The video was captured by restaurant surveillance camera -- the footage is dark, it`s impossible to see the driver. So this could be Kristy in her silver Nissan SUV, or it could be somebody else driving it with her inside.
Now I understand, ma`am, that your daughter left her cell phone in the bathroom of the bar, so there`s no pings. Do you think that`s odd that she left her cell phone there?
SCALES: You know, my mind has wondered both ways thinking, well maybe she was just using the restroom, didn`t want it to fall out of her pocket, laid it up on the shelf. But it`s very, very unlike her not to notice it, you know, like immediately not being in her pocket. Because you know, young girls, their phones are like attached to their hip anymore it seems like. And I just can`t imagine her not walking back in there.
VELEZ-MITCHELL: Let me ask you this question because we`re short on time. Did she have a love interest? Did she have any kind of a boyfriend or ex-boyfriend, no names please, but somebody that obviously cops would want to the talk to?
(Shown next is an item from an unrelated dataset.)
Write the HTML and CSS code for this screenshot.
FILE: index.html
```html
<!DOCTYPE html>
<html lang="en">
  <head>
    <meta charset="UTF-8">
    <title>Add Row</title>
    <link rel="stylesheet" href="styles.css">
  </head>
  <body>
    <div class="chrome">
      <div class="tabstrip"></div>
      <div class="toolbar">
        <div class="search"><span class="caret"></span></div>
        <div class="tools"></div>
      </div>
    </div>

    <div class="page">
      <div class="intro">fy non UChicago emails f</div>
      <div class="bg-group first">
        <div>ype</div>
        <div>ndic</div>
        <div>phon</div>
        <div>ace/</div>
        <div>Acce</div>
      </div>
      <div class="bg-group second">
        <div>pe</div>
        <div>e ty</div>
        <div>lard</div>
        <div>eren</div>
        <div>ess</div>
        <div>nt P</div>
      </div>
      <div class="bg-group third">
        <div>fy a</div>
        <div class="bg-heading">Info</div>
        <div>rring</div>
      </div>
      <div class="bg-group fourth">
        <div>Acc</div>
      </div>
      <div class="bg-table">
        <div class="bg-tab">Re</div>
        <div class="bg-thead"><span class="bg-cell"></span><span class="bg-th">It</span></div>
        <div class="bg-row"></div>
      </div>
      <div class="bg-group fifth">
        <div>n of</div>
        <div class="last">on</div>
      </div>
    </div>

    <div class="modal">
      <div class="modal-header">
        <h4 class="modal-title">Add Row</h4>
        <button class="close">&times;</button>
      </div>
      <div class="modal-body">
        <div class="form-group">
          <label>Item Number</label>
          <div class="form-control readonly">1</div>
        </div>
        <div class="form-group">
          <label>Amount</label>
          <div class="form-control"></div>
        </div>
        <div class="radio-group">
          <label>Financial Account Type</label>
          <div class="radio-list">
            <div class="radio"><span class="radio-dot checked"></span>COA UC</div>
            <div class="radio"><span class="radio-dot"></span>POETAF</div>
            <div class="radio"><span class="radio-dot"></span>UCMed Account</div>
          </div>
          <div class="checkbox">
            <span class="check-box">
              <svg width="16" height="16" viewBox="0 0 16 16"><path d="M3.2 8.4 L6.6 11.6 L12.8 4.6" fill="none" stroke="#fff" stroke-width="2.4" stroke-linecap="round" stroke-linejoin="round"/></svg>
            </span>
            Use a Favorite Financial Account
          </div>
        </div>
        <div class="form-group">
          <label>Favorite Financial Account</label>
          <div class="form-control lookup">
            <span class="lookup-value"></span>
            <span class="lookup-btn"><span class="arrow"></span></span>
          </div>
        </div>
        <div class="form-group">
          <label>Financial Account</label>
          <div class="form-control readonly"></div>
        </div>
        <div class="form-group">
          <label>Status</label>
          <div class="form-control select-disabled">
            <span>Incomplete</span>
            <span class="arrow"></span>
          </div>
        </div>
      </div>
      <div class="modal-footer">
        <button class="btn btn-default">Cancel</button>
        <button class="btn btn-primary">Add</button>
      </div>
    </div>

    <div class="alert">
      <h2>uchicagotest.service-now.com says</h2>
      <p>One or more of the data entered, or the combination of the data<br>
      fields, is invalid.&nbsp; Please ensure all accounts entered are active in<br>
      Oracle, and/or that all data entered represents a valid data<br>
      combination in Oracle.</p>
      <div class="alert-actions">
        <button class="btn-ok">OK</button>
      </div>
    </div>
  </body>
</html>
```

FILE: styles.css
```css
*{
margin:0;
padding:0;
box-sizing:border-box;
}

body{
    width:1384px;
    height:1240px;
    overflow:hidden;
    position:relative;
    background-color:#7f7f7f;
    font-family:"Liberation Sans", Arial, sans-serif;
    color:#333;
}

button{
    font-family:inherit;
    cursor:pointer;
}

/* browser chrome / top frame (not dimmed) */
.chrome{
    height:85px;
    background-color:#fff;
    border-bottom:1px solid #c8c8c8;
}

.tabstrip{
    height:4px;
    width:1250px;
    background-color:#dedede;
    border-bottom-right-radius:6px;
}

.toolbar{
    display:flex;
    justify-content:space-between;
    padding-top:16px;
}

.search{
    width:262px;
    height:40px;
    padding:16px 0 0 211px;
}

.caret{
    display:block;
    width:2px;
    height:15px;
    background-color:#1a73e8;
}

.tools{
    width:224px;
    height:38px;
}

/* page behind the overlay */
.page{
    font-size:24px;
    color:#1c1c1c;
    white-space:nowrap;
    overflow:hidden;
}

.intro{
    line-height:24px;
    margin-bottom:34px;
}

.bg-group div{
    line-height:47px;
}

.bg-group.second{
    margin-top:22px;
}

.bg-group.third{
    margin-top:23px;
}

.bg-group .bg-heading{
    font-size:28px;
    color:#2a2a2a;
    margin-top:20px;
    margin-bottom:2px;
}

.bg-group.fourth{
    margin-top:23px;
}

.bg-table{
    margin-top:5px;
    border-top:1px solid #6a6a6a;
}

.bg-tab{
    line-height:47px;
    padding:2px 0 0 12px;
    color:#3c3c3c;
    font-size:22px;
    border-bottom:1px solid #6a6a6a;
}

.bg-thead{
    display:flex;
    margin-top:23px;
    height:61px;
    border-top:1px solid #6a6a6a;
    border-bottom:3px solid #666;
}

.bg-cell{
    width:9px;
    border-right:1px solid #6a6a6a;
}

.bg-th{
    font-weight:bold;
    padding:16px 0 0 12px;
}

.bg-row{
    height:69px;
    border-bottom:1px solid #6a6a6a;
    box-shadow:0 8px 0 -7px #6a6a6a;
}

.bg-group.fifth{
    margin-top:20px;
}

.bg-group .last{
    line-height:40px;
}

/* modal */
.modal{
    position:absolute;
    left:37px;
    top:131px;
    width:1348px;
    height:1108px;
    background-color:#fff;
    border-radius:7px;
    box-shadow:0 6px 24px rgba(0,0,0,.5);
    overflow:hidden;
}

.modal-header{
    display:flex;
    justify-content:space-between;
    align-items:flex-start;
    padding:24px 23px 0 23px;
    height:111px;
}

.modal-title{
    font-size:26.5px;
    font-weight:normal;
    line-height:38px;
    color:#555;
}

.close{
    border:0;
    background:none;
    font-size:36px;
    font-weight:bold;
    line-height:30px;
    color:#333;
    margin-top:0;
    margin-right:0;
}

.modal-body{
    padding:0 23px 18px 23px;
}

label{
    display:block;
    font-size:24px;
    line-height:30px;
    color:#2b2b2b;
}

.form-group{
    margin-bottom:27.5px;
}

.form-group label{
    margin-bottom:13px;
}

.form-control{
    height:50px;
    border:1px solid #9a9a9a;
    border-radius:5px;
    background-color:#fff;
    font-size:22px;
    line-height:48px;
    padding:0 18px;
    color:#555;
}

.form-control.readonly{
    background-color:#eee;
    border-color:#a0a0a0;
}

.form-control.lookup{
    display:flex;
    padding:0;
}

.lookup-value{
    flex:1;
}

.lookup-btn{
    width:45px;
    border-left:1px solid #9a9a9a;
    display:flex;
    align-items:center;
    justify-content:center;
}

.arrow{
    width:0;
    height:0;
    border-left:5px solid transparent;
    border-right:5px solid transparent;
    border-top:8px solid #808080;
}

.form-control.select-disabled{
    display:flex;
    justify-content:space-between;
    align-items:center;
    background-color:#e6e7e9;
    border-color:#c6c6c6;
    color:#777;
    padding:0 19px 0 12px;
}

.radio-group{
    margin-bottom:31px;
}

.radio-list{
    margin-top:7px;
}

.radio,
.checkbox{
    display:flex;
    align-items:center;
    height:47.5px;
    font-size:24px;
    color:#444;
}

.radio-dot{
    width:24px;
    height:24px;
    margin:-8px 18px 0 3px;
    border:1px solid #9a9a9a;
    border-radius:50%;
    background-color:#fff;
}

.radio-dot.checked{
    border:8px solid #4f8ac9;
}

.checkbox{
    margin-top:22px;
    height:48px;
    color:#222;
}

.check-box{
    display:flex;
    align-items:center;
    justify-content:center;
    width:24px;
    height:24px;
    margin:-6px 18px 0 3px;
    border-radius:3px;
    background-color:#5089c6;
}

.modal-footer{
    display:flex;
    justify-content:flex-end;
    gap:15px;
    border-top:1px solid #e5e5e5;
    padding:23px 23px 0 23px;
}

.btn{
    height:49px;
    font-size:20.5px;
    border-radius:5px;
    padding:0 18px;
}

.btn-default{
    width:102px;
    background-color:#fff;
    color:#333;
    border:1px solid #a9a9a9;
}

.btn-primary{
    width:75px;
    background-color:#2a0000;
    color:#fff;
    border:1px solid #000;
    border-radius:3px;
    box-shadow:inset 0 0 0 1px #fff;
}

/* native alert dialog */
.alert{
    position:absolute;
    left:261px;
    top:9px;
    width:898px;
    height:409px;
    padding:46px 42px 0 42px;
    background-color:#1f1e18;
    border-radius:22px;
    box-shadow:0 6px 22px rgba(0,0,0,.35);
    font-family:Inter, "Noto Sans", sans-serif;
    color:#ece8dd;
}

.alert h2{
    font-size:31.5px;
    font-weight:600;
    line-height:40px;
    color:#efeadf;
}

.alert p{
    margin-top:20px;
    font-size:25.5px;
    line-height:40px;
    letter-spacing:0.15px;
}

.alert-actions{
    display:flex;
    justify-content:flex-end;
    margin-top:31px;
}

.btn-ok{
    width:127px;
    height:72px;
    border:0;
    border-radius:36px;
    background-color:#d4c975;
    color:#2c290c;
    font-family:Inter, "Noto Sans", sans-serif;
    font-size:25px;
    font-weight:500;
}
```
SCALES: No. Not really. I mean she had guy friends, you know, but no, there was nothing like a love relationship going on at the time.
VELEZ-MITCHELL: And she had never said to you that she`d had a fight with anybody or that she felt in any way -- she was headed back to your house, is that correct?
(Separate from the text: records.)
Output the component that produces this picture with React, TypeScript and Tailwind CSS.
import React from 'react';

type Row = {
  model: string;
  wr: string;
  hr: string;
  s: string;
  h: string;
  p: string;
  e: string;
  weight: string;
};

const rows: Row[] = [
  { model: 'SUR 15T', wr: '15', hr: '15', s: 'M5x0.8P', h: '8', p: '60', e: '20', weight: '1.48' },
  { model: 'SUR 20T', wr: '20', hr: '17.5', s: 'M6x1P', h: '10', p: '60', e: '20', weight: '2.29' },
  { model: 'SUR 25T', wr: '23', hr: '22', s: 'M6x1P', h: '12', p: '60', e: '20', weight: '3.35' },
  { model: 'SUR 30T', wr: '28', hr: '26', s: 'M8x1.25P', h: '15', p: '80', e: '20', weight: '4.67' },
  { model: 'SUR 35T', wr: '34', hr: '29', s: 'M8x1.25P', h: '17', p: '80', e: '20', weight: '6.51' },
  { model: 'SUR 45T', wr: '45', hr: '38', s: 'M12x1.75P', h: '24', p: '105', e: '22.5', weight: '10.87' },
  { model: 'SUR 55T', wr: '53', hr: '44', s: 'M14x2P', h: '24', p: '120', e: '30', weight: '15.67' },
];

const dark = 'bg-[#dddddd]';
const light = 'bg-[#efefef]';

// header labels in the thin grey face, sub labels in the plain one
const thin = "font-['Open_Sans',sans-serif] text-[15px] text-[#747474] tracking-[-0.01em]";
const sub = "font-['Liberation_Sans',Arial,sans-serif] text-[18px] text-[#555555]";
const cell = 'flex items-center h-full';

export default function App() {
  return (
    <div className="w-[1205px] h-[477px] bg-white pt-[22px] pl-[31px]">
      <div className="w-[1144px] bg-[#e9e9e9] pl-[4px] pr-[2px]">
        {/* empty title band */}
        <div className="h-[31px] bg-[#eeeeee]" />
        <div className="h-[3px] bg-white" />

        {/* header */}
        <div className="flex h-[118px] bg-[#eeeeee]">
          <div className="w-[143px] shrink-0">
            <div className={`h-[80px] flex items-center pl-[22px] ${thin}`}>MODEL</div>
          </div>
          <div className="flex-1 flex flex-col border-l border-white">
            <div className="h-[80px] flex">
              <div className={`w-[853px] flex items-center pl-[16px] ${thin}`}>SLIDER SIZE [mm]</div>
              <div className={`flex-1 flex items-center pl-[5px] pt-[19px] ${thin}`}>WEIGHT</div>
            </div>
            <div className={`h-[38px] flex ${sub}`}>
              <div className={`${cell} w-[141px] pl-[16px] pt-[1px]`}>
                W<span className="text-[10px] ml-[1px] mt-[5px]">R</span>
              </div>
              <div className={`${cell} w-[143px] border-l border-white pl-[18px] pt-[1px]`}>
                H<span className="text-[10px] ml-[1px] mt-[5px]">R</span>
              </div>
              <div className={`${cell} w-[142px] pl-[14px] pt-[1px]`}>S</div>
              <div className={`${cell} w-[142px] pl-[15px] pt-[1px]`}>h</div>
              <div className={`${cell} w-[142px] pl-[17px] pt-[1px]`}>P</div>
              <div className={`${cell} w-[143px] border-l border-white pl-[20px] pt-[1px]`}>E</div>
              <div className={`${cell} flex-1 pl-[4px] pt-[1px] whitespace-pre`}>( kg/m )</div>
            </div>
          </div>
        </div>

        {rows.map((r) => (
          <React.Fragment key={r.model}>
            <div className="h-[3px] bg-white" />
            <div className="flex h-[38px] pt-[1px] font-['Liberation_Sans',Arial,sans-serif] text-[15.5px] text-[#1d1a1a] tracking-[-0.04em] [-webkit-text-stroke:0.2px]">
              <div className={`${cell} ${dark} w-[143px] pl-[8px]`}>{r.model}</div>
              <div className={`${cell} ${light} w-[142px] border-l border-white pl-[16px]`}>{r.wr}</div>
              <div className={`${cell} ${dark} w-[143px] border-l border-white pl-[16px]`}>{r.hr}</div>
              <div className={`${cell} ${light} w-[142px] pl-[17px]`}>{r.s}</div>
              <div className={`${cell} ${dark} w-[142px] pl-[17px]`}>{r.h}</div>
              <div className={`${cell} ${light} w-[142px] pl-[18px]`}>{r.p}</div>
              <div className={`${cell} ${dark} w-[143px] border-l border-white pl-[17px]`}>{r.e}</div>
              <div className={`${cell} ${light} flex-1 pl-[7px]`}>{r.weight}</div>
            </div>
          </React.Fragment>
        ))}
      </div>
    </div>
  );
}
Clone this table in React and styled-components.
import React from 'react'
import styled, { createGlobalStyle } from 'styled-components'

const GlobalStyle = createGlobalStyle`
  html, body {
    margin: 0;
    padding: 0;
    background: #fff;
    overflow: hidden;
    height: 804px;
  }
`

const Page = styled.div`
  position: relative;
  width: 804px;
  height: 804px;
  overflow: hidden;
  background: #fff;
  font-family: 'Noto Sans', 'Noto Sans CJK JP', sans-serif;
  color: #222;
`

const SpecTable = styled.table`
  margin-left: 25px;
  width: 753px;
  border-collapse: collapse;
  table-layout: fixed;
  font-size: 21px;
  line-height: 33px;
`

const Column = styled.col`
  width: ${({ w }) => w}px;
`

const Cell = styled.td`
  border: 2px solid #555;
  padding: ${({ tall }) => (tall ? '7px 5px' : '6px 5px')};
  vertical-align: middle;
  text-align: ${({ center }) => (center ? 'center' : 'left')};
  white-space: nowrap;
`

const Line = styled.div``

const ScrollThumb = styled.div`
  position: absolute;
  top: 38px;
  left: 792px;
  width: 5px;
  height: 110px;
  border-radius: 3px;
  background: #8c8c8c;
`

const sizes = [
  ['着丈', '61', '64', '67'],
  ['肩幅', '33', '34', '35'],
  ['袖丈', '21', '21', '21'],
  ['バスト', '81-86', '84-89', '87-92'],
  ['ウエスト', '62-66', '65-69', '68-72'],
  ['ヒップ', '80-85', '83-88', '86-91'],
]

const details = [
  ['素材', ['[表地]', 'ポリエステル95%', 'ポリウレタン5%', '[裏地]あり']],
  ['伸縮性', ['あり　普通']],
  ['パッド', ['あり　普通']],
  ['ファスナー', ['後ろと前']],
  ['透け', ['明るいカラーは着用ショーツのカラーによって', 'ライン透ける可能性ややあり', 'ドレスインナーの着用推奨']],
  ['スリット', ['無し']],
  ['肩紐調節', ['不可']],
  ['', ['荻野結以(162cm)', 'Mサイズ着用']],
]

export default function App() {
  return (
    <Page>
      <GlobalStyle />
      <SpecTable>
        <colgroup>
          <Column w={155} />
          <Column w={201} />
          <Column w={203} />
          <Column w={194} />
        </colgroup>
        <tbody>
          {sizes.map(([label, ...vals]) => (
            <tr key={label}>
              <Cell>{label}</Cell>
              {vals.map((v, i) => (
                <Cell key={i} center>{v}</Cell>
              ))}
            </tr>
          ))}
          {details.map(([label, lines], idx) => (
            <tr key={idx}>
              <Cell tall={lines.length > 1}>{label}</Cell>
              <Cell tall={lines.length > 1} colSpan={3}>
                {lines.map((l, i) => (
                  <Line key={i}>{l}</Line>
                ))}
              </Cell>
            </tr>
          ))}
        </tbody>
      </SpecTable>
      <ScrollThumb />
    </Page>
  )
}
SCALES: That`s what I believe because of the camera showing it was coming towards, you know, our street where she would have been turning, and she was supposed to be at work at 7:00 the next morning. And I cannot imagine her going anywhere else because it was getting late and she needed to get home and get to bed.
VELEZ-MITCHELL: You live, less than two miles away from the bar that she was last seen at. So what are authorities doing?
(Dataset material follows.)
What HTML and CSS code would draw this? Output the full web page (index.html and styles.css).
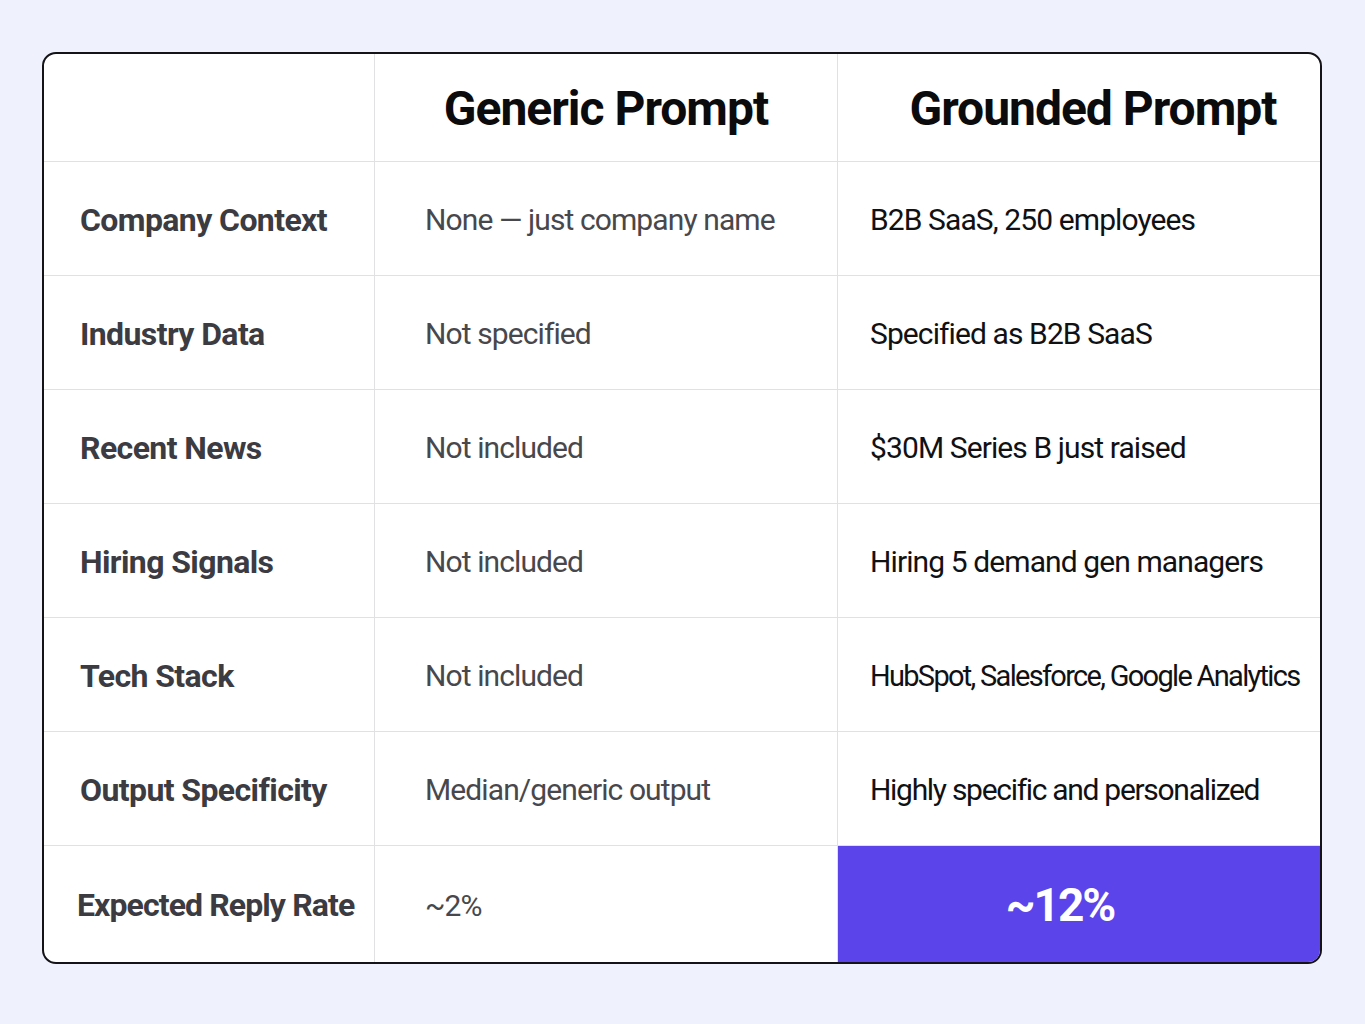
FILE: index.html
```html
<!DOCTYPE html>
<html lang="en">
<head>
<meta charset="utf-8">
<title>Generic vs Grounded Prompt</title>
<link rel="stylesheet" href="styles.css">
</head>
<body>
<div class="table">
  <div class="cell head blank"></div>
  <div class="cell head">Generic Prompt</div>
  <div class="cell head last">Grounded Prompt</div>

  <div class="cell label">Company Context</div>
  <div class="cell generic">None — just company name</div>
  <div class="cell grounded">B2B SaaS, 250 employees</div>

  <div class="cell label">Industry Data</div>
  <div class="cell generic">Not specified</div>
  <div class="cell grounded">Specified as B2B SaaS</div>

  <div class="cell label">Recent News</div>
  <div class="cell generic">Not included</div>
  <div class="cell grounded">$30M Series B just raised</div>

  <div class="cell label">Hiring Signals</div>
  <div class="cell generic">Not included</div>
  <div class="cell grounded">Hiring 5 demand gen managers</div>

  <div class="cell label">Tech Stack</div>
  <div class="cell generic">Not included</div>
  <div class="cell grounded tight">HubSpot, Salesforce, Google Analytics</div>

  <div class="cell label">Output Specificity</div>
  <div class="cell generic">Median/generic output</div>
  <div class="cell grounded semi">Highly specific and personalized</div>

  <div class="cell label final tightlabel">Expected Reply Rate</div>
  <div class="cell generic final">~2%</div>
  <div class="cell highlight final">~12%</div>
</div>
</body>
</html>
```

FILE: styles.css
```css
html, body {
  margin: 0;
  background: #eff2fc;
}
body {
  padding: 52px 0 0 42px;
  font-family: Roboto, "Liberation Sans", sans-serif;
}
.table {
  width: 1276px;
  height: 908px;
  border: 2px solid #141418;
  border-radius: 14px;
  background: #ffffff;
  overflow: hidden;
  display: grid;
  grid-template-columns: 331px 463px 1fr;
  grid-template-rows: 108px repeat(6, 1fr) 116px;
}
.cell {
  display: flex;
  align-items: center;
  border-bottom: 1px solid #e1e1e4;
  border-right: 1px solid #e1e1e4;
  min-width: 0;
  white-space: nowrap;
}
.cell.last, .grounded, .highlight {
  border-right: none;
}
.cell.final {
  border-bottom: none;
}
.head {
  justify-content: center;
  font-weight: 700;
  font-size: 48px;
  letter-spacing: -1px;
  color: #0b0b0d;
  padding-top: 2px;
}
.head.last {
  padding-left: 28px;
}
.label {
  padding-left: 36px;
  font-weight: 700;
  font-size: 32px;
  letter-spacing: -0.6px;
  color: #3b3b41;
  padding-top: 2px;
}
.label.final {
  padding-left: 33px;
}
.tightlabel {
  letter-spacing: -0.9px;
}
.generic {
  padding-left: 50px;
  font-size: 30px;
  letter-spacing: -0.9px;
  color: #48484c;
  padding-top: 2px;
}
.grounded {
  padding-left: 32px;
  font-size: 30px;
  letter-spacing: -0.9px;
  color: #111114;
  padding-top: 2px;
}
.grounded.semi {
  letter-spacing: -1.3px;
}
.grounded.tight {
  font-size: 29px;
  letter-spacing: -1.7px;
}
.highlight {
  justify-content: center;
  padding-right: 38px;
  padding-top: 2px;
  background: #5b44ea;
  color: #ffffff;
  font-weight: 700;
  font-size: 46px;
  letter-spacing: -2px;
}
```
I want to go, let me go to Marc Harrold, former police officer for a second. What are your thoughts? You`ve heard some of the facts here.
HARROLD: Well it looks like other than the proximity, authorities haven`t been able to tie these together but it does seem like fairly similar crimes or at least fairly similar victims. Yes, what are they doing? They`re basically searching what looks to be like large amounts of wooded area and towns between the two circumstances and try to get a chronology in the direction that she went.
But at this point it doesn`t look like they have a great deal of information after she left the bar to go on.
VELEZ-MITCHELL: And her vehicle is missing. That`s what I don`t get. Miss Kathy Scales -- first of all I`m so sorry you`re going through this.
I know your daughter has two children, I believe their ages three and six, those are your grand kids. What are you telling them right now?
SCALES: Actually, they have been with their daddy. He decided that last night would probably, you know, need to tell them eventually because Ava needs to go back to school. She`s wanting to go back to school.
VELEZ-MITCHELL: And she`s divorced from the children`s father, is that correct?
SCALES: Yes.
VELEZ-MITCHELL: But they`re staying with him.
SCALES: They are staying with him. My granddaughter told me today, because I had to go see my grand babies, I hadn`t seen them for five days.
My grand baby told me, she said, "Nene, you need to take me back to my daddy`s because you need to go look for my mommy." She said, "I don`t want you to have to stay here and play with me, I want you to go look for my mommy."
VELEZ-MITCHELL: That`s so heart breaking. That is so hard breaking.
SCALES: Yes. And she said, search, we went on vacation to Florida over the summer, I guess she remember Alabama. She said, "You need to go to Alabama. You need to go to Tennessee." And I said "Honey, we will find mommy. We will find her. We will bring her home."